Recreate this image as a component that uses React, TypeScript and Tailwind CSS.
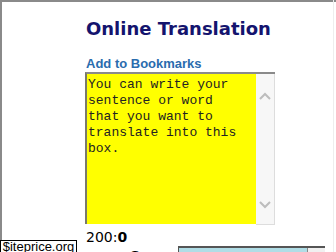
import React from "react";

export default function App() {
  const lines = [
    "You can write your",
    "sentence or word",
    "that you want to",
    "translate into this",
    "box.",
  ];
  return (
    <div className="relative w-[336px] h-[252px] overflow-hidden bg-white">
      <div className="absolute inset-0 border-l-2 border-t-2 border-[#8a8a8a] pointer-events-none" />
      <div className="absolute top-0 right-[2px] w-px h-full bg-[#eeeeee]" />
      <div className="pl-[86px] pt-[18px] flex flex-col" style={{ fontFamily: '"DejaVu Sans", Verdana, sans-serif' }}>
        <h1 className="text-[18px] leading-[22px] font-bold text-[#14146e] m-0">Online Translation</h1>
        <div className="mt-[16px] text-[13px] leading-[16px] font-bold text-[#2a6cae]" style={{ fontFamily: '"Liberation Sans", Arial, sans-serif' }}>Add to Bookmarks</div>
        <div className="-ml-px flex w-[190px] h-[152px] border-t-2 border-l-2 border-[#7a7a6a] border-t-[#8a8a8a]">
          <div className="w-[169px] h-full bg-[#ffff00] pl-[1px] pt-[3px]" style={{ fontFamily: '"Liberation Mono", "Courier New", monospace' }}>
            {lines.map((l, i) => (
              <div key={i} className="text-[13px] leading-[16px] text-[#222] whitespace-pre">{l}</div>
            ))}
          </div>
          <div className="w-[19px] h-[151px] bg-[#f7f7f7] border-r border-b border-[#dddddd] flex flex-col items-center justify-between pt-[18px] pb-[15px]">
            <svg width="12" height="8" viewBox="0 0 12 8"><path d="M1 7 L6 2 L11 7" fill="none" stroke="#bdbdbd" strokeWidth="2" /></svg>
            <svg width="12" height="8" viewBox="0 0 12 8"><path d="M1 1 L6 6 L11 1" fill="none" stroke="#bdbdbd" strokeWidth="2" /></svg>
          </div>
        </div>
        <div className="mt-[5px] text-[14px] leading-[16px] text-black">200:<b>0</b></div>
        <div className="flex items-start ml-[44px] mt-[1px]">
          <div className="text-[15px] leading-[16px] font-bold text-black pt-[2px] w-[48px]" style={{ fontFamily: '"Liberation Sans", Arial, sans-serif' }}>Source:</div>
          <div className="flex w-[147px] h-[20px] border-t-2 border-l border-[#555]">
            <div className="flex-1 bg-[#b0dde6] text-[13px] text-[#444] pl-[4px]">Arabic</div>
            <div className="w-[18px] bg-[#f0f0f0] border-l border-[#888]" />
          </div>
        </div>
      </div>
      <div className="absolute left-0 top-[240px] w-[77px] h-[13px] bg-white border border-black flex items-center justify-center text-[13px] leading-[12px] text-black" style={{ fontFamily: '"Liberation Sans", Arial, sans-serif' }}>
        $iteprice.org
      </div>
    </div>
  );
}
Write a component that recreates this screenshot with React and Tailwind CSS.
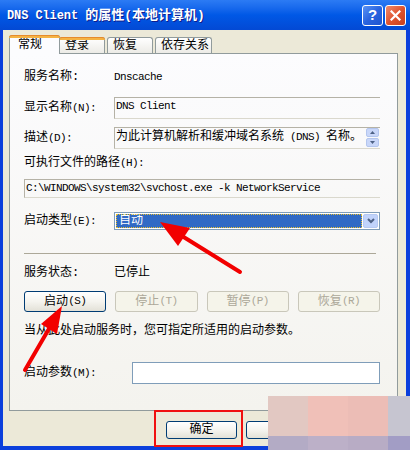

================================

- Task requirements: Copy all lines from the material that hold "React".

- Exercise result:
Recreate this image as a component that uses React, TypeScript and Tailwind CSS.
import React from "react";
Write a component that recreates this screenshot with React and Tailwind CSS.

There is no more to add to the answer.